Liz! Your Ankle Looks Like A Super-Sized Burito!

Dear Blog reader,

Because of my job, I will not take ANY medication that is not explicitly for me. No script, no meds. Crippling back pain? Kim offers me a muscle relaxer? NOPE. I'll be having a Tylenol. Extreme stomach cramping? Mom offers me a prescriptive Imodium? NOPE. Pepto and crossed fingers. Right arm severed in a tractor accident? Aspirin. I won't even sit in the upper balcony at concerts for fear I might inhale someone's second hand pot smoke. I'm very serious about this.

Last week I managed to inexplicably sprain my ankle. Crippled like you wouldn't believe, I have been to 4 doctors and (although I think this is overkill) had x-rays, an MRI, and and an orthopedic specialist examine my ankle. Although I think I would have done just as well going to a witch doctor (they don't know how or why or what for certain) the one thing I thought would be a plus through all of this is my very first prescription for pain medication in nearly 5 years. YEE HAW! Let me testify something for you right now: They don't make drugs like they used to.
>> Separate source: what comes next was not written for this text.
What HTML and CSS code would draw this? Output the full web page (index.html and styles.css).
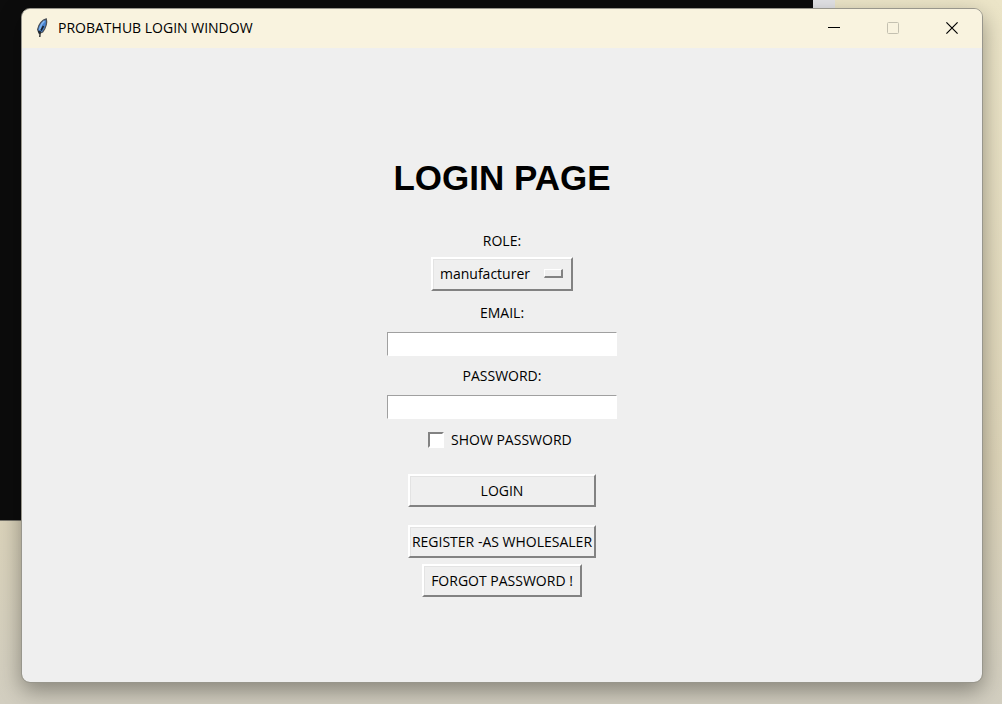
FILE: index.html
```html
<!DOCTYPE html>
<html lang="en">
<head>
<meta charset="utf-8">
<title>PROBATHUB LOGIN WINDOW</title>
<link rel="stylesheet" href="styles.css">
</head>
<body>
<div class="desktop">
  <div class="console" aria-hidden="true"></div>
  <section class="window">
    <header class="titlebar">
      <svg class="feather" width="14" height="20" viewBox="0 0 14 20" aria-hidden="true">
        <path d="M11.3 1C7.5 1.6 3.6 6 2.6 11.5L4.2 15.5L7.6 14C10.4 10.5 12.3 5 11.3 1Z" fill="#4682cf" stroke="#4b5058" stroke-width="1.3"/>
        <path d="M9.5 3C7.5 4.500 5.500 8 4.600 12" fill="none" stroke="#7fb2ee" stroke-width="1.6"/>
        <path d="M8.500 8L6 12.500M3.500 13L5.200 15.500" fill="none" stroke="#17202b" stroke-width="1.6"/>
        <path d="M5.200 13L4.800 19" fill="none" stroke="#2a2c2e" stroke-width="1.4"/>
      </svg>
      <span class="caption">PROBATHUB LOGIN WINDOW</span>
      <div class="controls">
        <button class="control" type="button" aria-label="Minimize">
          <svg width="12" height="12" viewBox="0 0 12 12"><path d="M0 5.5H12" stroke="#000"/></svg>
        </button>
        <button class="control" type="button" aria-label="Maximize" disabled>
          <svg width="12" height="12" viewBox="0 0 12 12"><rect x=".5" y=".5" width="11" height="11" rx="1" fill="none" stroke="#c4c0b0"/></svg>
        </button>
        <button class="control" type="button" aria-label="Close">
          <svg width="12" height="12" viewBox="0 0 12 12"><path d="M.4.4L11.6 11.6M11.6.4L.4 11.6" stroke="#000" stroke-width="1.2"/></svg>
        </button>
      </div>
    </header>
    <main class="content">
      <h1 class="heading">LOGIN PAGE</h1>
      <form class="form">
        <label class="label" for="role">ROLE:</label>
        <div class="picker">
          <select class="select raised" id="role"><option>manufacturer</option></select>
          <span class="indicator"></span>
        </div>
        <label class="label" for="email">EMAIL:</label>
        <input class="entry" id="email" type="text">
        <label class="label" for="password">PASSWORD:</label>
        <input class="entry" id="password" type="password">
        <div class="check">
          <input class="box" id="show" type="checkbox">
          <label class="check-label" for="show">SHOW PASSWORD</label>
        </div>
        <div class="actions">
          <button class="button raised wide" type="button">LOGIN</button>
          <button class="button raised wide register" type="button">REGISTER -AS WHOLESALER</button>
          <button class="button raised forgot" type="button">FORGOT PASSWORD !</button>
        </div>
      </form>
    </main>
  </section>
</div>
</body>
</html>
```
FILE: styles.css
```css
* { box-sizing: border-box; }
body {
  margin: 0;
  font-family: "Open Sans", "Noto Sans", sans-serif;
  font-size: 14px;
  line-height: 20px;
  color: #000;
}
.desktop {
  position: relative;
  display: flex;
  min-height: 100vh;
  padding: 8px 19px 21px 21px;
  overflow: hidden;
  background: linear-gradient(#ece5c8, #ddd4b8 65%, #d2cec0);
}
.console {
  position: absolute;
  top: 0;
  left: 0;
  width: 835px;
  height: 521px;
  background: #0c0c0c;
  border-right: 22px solid #e3e3e6;
  border-bottom: 1px solid #77756c;
}
.window {
  position: relative;
  flex: 1;
  display: flex;
  flex-direction: column;
  overflow: hidden;
  border: 1px solid #98968c;
  border-radius: 9px;
  background: #efefef;
  background-clip: padding-box;
  box-shadow: 0 8px 22px rgba(0, 0, 0, .36);
}
.titlebar {
  display: flex;
  align-items: center;
  height: 39px;
  padding: 0 1px 2px 13px;
  background: #f9f3df;
}
.feather { margin-right: 9px; }
.controls { display: flex; margin-left: auto; }
.control {
  display: flex;
  align-items: center;
  justify-content: center;
  width: 59px;
  height: 37px;
  padding: 0;
  border: 0;
  background: none;
}
.content {
  display: flex;
  flex-direction: column;
  align-items: center;
  padding-top: 109px;
}
.heading {
  margin: 0 0 32px;
  font: bold 35px/42px "Liberation Sans", Arial, sans-serif;
}
.form {
  display: flex;
  flex-direction: column;
  align-items: center;
}
.raised {
  border: 2px solid;
  border-color: #fff #828282 #828282 #fff;
  border-radius: 0;
  background: #efefef;
  box-shadow: inset 1px 1px #e3e3e3;
  color: #000;
  font: inherit;
}
.picker { position: relative; margin: 6px 0 12px; }
.select {
  display: block;
  width: 142px;
  height: 34px;
  padding: 0 7px;
  appearance: none;
}
.indicator {
  position: absolute;
  top: 12px;
  right: 10px;
  width: 19px;
  height: 9px;
  border: solid;
  border-width: 1px 2px 2px 1px;
  border-color: #fff #828282 #828282 #fff;
  pointer-events: none;
}
.entry {
  width: 230px;
  height: 24px;
  margin: 9px 0 10px;
  padding: 0 4px;
  border: 1px solid;
  border-color: #a0a0a0 #fff #fff #a0a0a0;
  background: #fff;
  font: inherit;
}
.check { display: flex; align-items: center; gap: 7px; margin: 1px 0 24px; }
.check-label { min-width: 125px; }
.box {
  width: 16px;
  height: 16px;
  margin: 0;
  appearance: none;
  border: 2px solid;
  border-color: #828282 #fff #fff #828282;
  background: #fff;
}
.box:checked { background: #444; }
.actions { display: flex; flex-direction: column; align-items: center; }
.button {
  height: 33px;
  padding: 0;
  overflow: hidden;
  white-space: nowrap;
}
.wide { width: 188px; margin-bottom: 18px; }
.register { margin-bottom: 6px; }
.forgot { width: 160px; }
```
I hobbled into the house from the car and got all set up for what I thought would be a trip straight out of '94. I propped my pillows up, got my ice pack, fixed a cold glass of water, turned the TV onto Magnum PI, had a magazine handy, peed so I wouldn't have to get up for hours.... I set the stage for this hallucinogenic voyage. Giddy! I was actually giddy!!!

Imagine my disappointment when all the medication did was relieve the pain. What happened to the good ole days when someone would score some expired meds out of grandma's cabinet and we'd all pop a pill and be off in la-la land? What was grandma taking that I'm not getting? What gives these doctors the right to give me a proper dosage when what I was so looking forward to was a mental vacation?

So, one day when I knew I couldn't walk- I mean, if the house caught fire, I would simply crisp because I couldn't move- I took 2 pills within an hour of each other. THIS will do it, I thought! All it really did was erase my memory. I didn't feel like I was floating above the couch. I didn't want to put on a Pink Floyd album and zone, I didn't note the grooviness of the curtains. It was LAME and made my stomach hurt. What I DID do is go to Overstock.com and buy a butt load of stuff I don't need. That's been a treat! I've been getting packages all week that contain items I do not recall ordering.

At least I know I have excellent taste, even when under the influence of weak pain medication.

1 comment:

Killer said...

It is good to see you up blogging again. Maybe you have been too hopped up on pain pills to write anything.
Maybe you should just go ahead and gobble up about five all at once. Rush Limbaugh is double that, many times a day, and he did not get into trouble. Why would you.